Givone, lei si definisce «fotografa, artista visuale e sognatrice».

«Soprattutto sognatrice. Il mio lavoro sui sogni, che ho sviluppato sin da bambina, mi dona un’opportunità di condivisione con il mondo con i bambini, con i loro sogni che sono infiniti, gratuiti e liberi».

Come è nato l’impegno a voler dare voce «a un’umanità la cui parola è stata tolta»?

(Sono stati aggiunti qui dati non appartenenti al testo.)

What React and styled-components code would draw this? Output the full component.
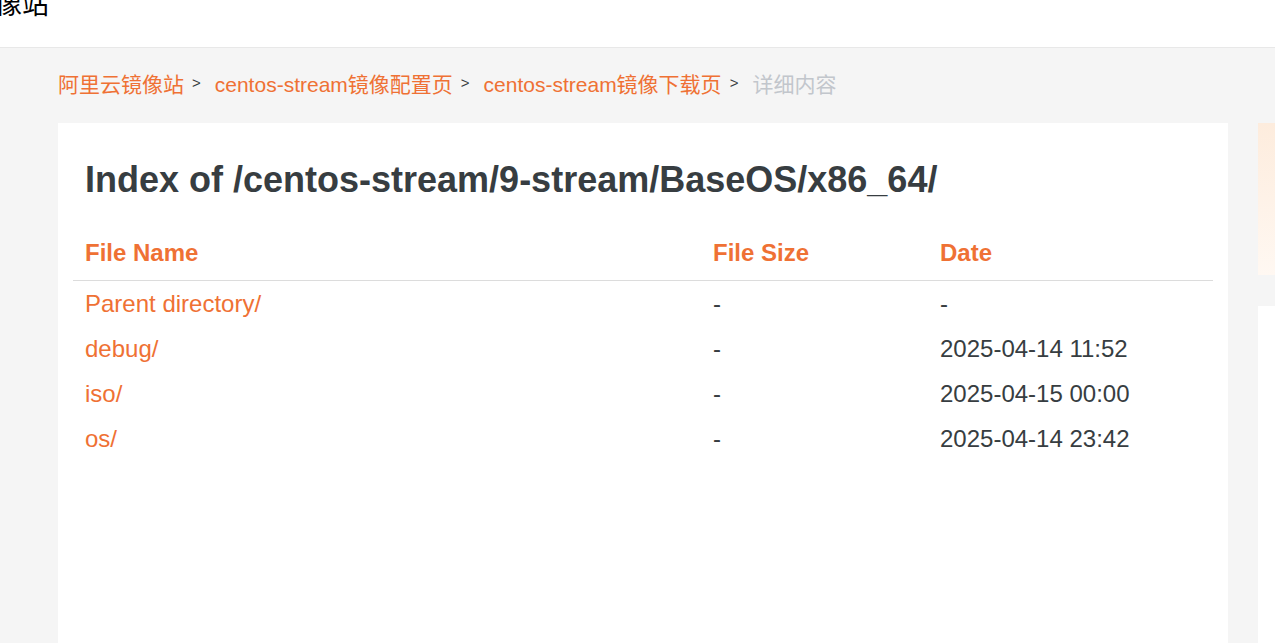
import React from "react";
import styled, { createGlobalStyle } from "styled-components";

const Global = createGlobalStyle`
  html, body { margin: 0; padding: 0; }
  * { box-sizing: border-box; }
  body {
    background: #f5f5f5;
    font-family: "Liberation Sans", Arial, "Noto Sans CJK SC", sans-serif;
    overflow: hidden;
  }
`;

const ORANGE = "#ef7134";
const TEXT = "#373d41";

const Header = styled.header`
  height: 48px;
  background: #fff;
  border-bottom: 1px solid #e8e8e8;
  overflow: hidden;
`;

const Logo = styled.div`
  margin: -16px 0 0 -5px;
  font-family: "Noto Sans CJK SC", sans-serif;
  font-size: 27px;
  line-height: 38px;
  color: #000;
`;

const Page = styled.div`
  padding-left: 58px;
`;

const Crumbs = styled.nav`
  display: flex;
  align-items: center;
  height: 75px;
  padding-bottom: 6px;
  font-family: "Liberation Sans", Arial, "Noto Sans CJK SC", sans-serif;
  font-size: 21px;
`;

const Crumb = styled.a`
  color: ${(p) => (p.$current ? "#c2c6cc" : ORANGE)};
  text-decoration: none;
`;

const Sep = styled.span`
  font-size: 15px;
  color: #373d41;
  margin: 0 14px 0 8px;
`;

const Body = styled.div`
  display: grid;
  grid-template-columns: 1170px 1fr;
  column-gap: 30px;
`;

const Card = styled.main`
  background: #fff;
  padding: 15px 15px 0;
  min-height: 520px;
`;

const Title = styled.h1`
  margin: 22px 0 26px;
  padding-left: 12px;
  font-size: 36px;
  line-height: 40px;
  font-weight: 700;
  color: ${TEXT};
`;

const Table = styled.table`
  width: 100%;
  border-collapse: collapse;
  table-layout: fixed;
  font-size: 24px;
`;

const Th = styled.th`
  text-align: left;
  font-weight: 700;
  color: ${ORANGE};
  padding: 12px 12px 13px;
  line-height: 29px;
  border-bottom: 1px solid #dcdcdc;
  width: ${(p) => p.$w}px;
`;

const Td = styled.td`
  padding: 9px 12px;
  line-height: 27px;
  color: ${TEXT};
  white-space: nowrap;
`;

const Link = styled.a`
  color: ${ORANGE};
  text-decoration: none;
`;

const Side = styled.aside`
  display: flex;
  flex-direction: column;
  gap: 31px;
`;

const Promo = styled.div`
  height: 152px;
  background: linear-gradient(180deg, #fdecdd 0%, #fff8f2 100%);
`;

const SideBox = styled.div`
  height: 400px;
  background: #fff;
`;

const rows = [
  { name: "Parent directory/", size: "-", date: "-" },
  { name: "debug/", size: "-", date: "2025-04-14 11:52" },
  { name: "iso/", size: "-", date: "2025-04-15 00:00" },
  { name: "os/", size: "-", date: "2025-04-14 23:42" },
];

export default function App() {
  return (
    <>
      <Global />
      <Header>
        <Logo>像站</Logo>
      </Header>
      <Page>
        <Crumbs>
          <Crumb href="#">阿里云镜像站</Crumb>
          <Sep>&gt;</Sep>
          <Crumb href="#">centos-stream镜像配置页</Crumb>
          <Sep>&gt;</Sep>
          <Crumb href="#">centos-stream镜像下载页</Crumb>
          <Sep>&gt;</Sep>
          <Crumb $current>详细内容</Crumb>
        </Crumbs>
        <Body>
          <Card>
            <Title>Index of /centos-stream/9-stream/BaseOS/x86_64/</Title>
            <Table>
              <thead>
                <tr>
                  <Th $w={628}>File Name</Th>
                  <Th $w={227}>File Size</Th>
                  <Th $w={285}>Date</Th>
                </tr>
              </thead>
              <tbody>
                {rows.map((r) => (
                  <tr key={r.name}>
                    <Td>
                      <Link href="#">{r.name}</Link>
                    </Td>
                    <Td>{r.size}</Td>
                    <Td>{r.date}</Td>
                  </tr>
                ))}
              </tbody>
            </Table>
          </Card>
          <Side>
            <Promo />
            <SideBox />
          </Side>
        </Body>
      </Page>
    </>
  );
}
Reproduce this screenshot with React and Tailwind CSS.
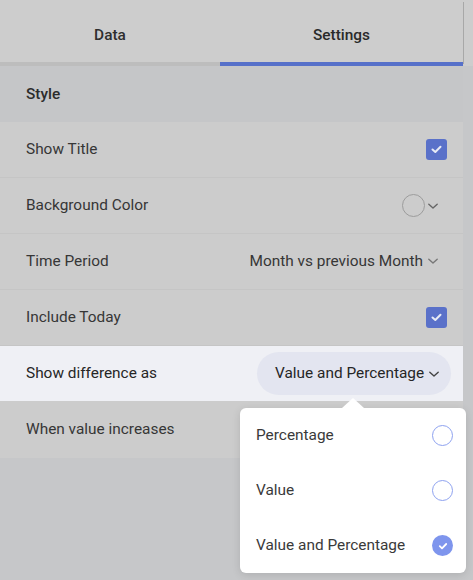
import React from "react";

function Chevron({ className = "" }) {
  return (
    <svg width="12" height="12" viewBox="0 0 12 12" className={className}>
      <path d="M1.8 4.2 L6 8 L10.2 4.2" fill="none" stroke="currentColor" strokeWidth="1.4" strokeLinecap="round" strokeLinejoin="round" />
    </svg>
  );
}

function Checkbox() {
  return (
    <div className="w-[21px] h-[21px] rounded-[3px] bg-[#5a71c9] flex items-center justify-center">
      <svg width="13" height="13" viewBox="0 0 13 13">
        <path d="M2.5 6.5 L5.3 9 L10.5 3.8" fill="none" stroke="#e8ebf5" strokeWidth="2" strokeLinecap="round" strokeLinejoin="round" />
      </svg>
    </div>
  );
}

function Row({ label, children }) {
  return (
    <div className="h-[56px] flex items-center justify-between pl-[26px] pr-[16px] border-b border-[#c5c5c5] bg-[#cccccc]">
      <span className="text-[15.4px] text-[#363636]">{label}</span>
      {children}
    </div>
  );
}

function Radio({ checked }) {
  if (checked) {
    return (
      <div className="w-[21px] h-[21px] rounded-full bg-[#7e95ed] flex items-center justify-center">
        <svg width="12" height="12" viewBox="0 0 12 12">
          <path d="M2.8 6.2 L5 8.3 L9.2 4" fill="none" stroke="#ffffff" strokeWidth="1.8" strokeLinecap="round" strokeLinejoin="round" />
        </svg>
      </div>
    );
  }
  return <div className="w-[21px] h-[21px] rounded-full border-[1.5px] border-[#8ea2f0] bg-white" />;
}

export default function App() {
  return (
    <div className="w-[473px] h-[580px] bg-[#c6c7c9] relative overflow-hidden font-['Roboto',sans-serif]">
      {/* tab header */}
      <div className="flex h-[66px] bg-[#cdcdcd] pt-[2px]">
        <div className="w-[463px] flex">
          <div className="w-[220px] flex flex-col">
            <div className="flex-1 flex items-center justify-center pt-[7px] text-[15.4px] font-medium text-[#2e2e2e]">Data</div>
            <div className="h-[4px] bg-[#bdbdbd]" />
          </div>
          <div className="flex-1 flex flex-col">
            <div className="flex-1 flex items-center justify-center pt-[7px] text-[15.4px] font-medium text-[#2a2a2a]">Settings</div>
            <div className="h-[4px] bg-[#5670c9]" />
          </div>
        </div>
        <div className="w-[1px] h-[62px] bg-[#a8a8a8]" />
        <div className="flex-1" />
      </div>

      <div className="w-[463px]">
        <div className="h-[56px] bg-[#c5c6c8] flex items-center pl-[26px] pt-[1px] text-[15.4px] font-medium text-[#2c2c2c]">
          Style
        </div>

        <Row label="Show Title">
          <Checkbox />
        </Row>
        <Row label="Background Color">
          <div className="flex items-center gap-[2px] mr-[8px]">
            <div className="w-[23px] h-[23px] rounded-full border-[1.5px] border-[#9c9c9c]" />
            <Chevron className="text-[#666]" />
          </div>
        </Row>
        <Row label="Time Period">
          <div className="flex items-center gap-[4px] text-[15.4px] text-[#363636] mr-[8px]">
            <span>Month vs previous Month</span>
            <Chevron className="text-[#777]" />
          </div>
        </Row>
        <Row label="Include Today">
          <Checkbox />
        </Row>
        <div className="h-[55px] flex items-center justify-between pl-[26px] pr-[12px] bg-[#eff0f5]">
          <span className="text-[15.4px] text-[#262626]">Show difference as</span>
          <div className="h-[43px] w-[194px] rounded-full bg-[#e3e5f0] flex items-center pl-[18px] gap-[4px] text-[15.4px] text-[#262626]">
            <span>Value and Percentage</span>
            <Chevron className="text-[#444]" />
          </div>
        </div>
        <div className="h-[57px] bg-[#cccccc] flex items-center pl-[26px]">
          <span className="text-[15.4px] text-[#363636]">When value increases</span>
        </div>
      </div>

      {/* dropdown */}
      <div className="absolute left-[240px] top-[408px] w-[226px] h-[165px] bg-white rounded-[6px] shadow-[0_2px_8px_rgba(0,0,0,0.12)]">
        <div className="absolute left-[102px] top-[-10px] w-0 h-0 border-l-[11px] border-r-[11px] border-b-[10px] border-l-transparent border-r-transparent border-b-white" />
        {[
          ["Percentage", false],
          ["Value", false],
          ["Value and Percentage", true],
        ].map(([t, c]) => (
          <div key={t} className="h-[55px] flex items-center justify-between pl-[16px] pr-[13px]">
            <span className="text-[15.4px] text-[#3a3a3a]">{t}</span>
            <Radio checked={c} />
          </div>
        ))}
      </div>
    </div>
  );
}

«A partire dal 2006 dal mio lavoro a Sarajevo con i bambini che più avevano subito le conseguenze delle guerra, come il pericolo costituito dalle mine antiuomo, poi nelle favelas in Brasile a stretto contatto con la povertà dei bambini, a cui viene insegnato – cosa che mi ha sempre un po’ turbato – che il povero “resterà povero per sempre”. Proprio per questo ho cercato questa componente di sogno e di gioco, come un aspetto ludico da condividere, da visualizzare come un inizio che aiuti a credere di poter realizzare i propri sogni».

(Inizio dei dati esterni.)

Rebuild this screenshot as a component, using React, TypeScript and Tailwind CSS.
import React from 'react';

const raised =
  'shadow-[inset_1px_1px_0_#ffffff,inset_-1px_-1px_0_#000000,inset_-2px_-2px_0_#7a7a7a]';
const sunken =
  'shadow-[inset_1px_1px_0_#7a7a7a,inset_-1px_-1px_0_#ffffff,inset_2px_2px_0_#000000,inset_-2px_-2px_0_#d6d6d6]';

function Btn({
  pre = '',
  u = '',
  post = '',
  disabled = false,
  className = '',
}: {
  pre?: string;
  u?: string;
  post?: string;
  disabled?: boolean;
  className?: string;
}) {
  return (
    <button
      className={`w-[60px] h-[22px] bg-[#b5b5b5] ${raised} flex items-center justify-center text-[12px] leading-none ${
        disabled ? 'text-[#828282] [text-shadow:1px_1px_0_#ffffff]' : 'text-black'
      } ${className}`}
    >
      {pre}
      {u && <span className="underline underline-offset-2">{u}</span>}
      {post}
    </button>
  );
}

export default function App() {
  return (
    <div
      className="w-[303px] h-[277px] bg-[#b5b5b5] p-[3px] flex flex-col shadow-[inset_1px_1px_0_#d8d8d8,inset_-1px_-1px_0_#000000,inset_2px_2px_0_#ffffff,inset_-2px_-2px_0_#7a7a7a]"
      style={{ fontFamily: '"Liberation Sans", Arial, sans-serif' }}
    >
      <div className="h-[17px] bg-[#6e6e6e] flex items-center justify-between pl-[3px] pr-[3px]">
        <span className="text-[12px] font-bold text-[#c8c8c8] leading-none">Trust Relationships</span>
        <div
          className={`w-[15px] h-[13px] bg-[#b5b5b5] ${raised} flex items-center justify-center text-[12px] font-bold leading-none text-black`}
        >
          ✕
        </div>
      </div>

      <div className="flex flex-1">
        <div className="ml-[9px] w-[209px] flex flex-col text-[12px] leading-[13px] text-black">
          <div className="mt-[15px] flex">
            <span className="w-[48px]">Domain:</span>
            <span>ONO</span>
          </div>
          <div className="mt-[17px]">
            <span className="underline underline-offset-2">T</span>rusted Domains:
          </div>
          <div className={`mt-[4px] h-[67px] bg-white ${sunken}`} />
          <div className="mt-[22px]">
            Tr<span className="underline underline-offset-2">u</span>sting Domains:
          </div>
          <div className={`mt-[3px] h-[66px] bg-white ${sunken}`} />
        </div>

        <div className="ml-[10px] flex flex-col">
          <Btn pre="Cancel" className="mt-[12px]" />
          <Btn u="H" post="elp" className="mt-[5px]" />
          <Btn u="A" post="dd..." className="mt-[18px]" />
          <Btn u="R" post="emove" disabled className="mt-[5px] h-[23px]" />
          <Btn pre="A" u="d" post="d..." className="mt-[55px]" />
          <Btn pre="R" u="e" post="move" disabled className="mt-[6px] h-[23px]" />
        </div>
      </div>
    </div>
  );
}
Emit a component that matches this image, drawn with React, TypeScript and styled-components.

È anche un modo di riflettere sul rapporto tra la realtà del mondo circostante e quella del proprio mondo immaginativo.

«Credo molto nel famoso fanciullino che c’è in ognuno di noi come un dono prezioso da conservare. Dando ai bambini un input, un oggetto “magico”. Così chiudendo gli occhi possono credere che un tappeto possa volare, o una lampada si trasformi in quella di Aladino. E anche i più grandi, gli adulti vengono presi dal desiderio di mettersi in gioco, come in una sorta di rito magico. La vera magia è credere davvero nei propri sogni».

Coltivando il rapporto tra l’infanzia e la fotografia, cosa dicono espressioni come quelle che leggiamo anche in questi giorni negli occhi dei bambini afgani?

«La sento come una missione. Ho lavorato con i profughi afgani nei campi in Grecia e ricordo gli occhi dei bambini rifugiati da Aleppo... Sono occhi che desiderano una normalità che non hanno e forse non hanno mai vissuto. La cosa migliore è che riescono comunque a conservare il dono dell’immaginazione e dell’empatia, la capacità che ha un bambino di vedere la sua casa con un buco causato dalle bombe e immaginare che sia una piscina, vedere cioè con occhi diversi il dolore e la distruzione e dare ancora un volto al futuro».

In cosa consiste “L’atelier dei sogni” che porta al “Si fest”?

«Sarà un incontro aperto, gratuito, libero a tutti. Come con la mostra Dreams entrerò nei sogni con gli “strumenti magici” con cui possono condividere i propri sogni, e scriverli su di un grande quaderno collettivo, con l’auspicio che si realizzino al più presto. Abbiamo un grande bisogno in questo momento storico di sognare e lottare per i nostri sogni e per quelli dei bambini del mondo».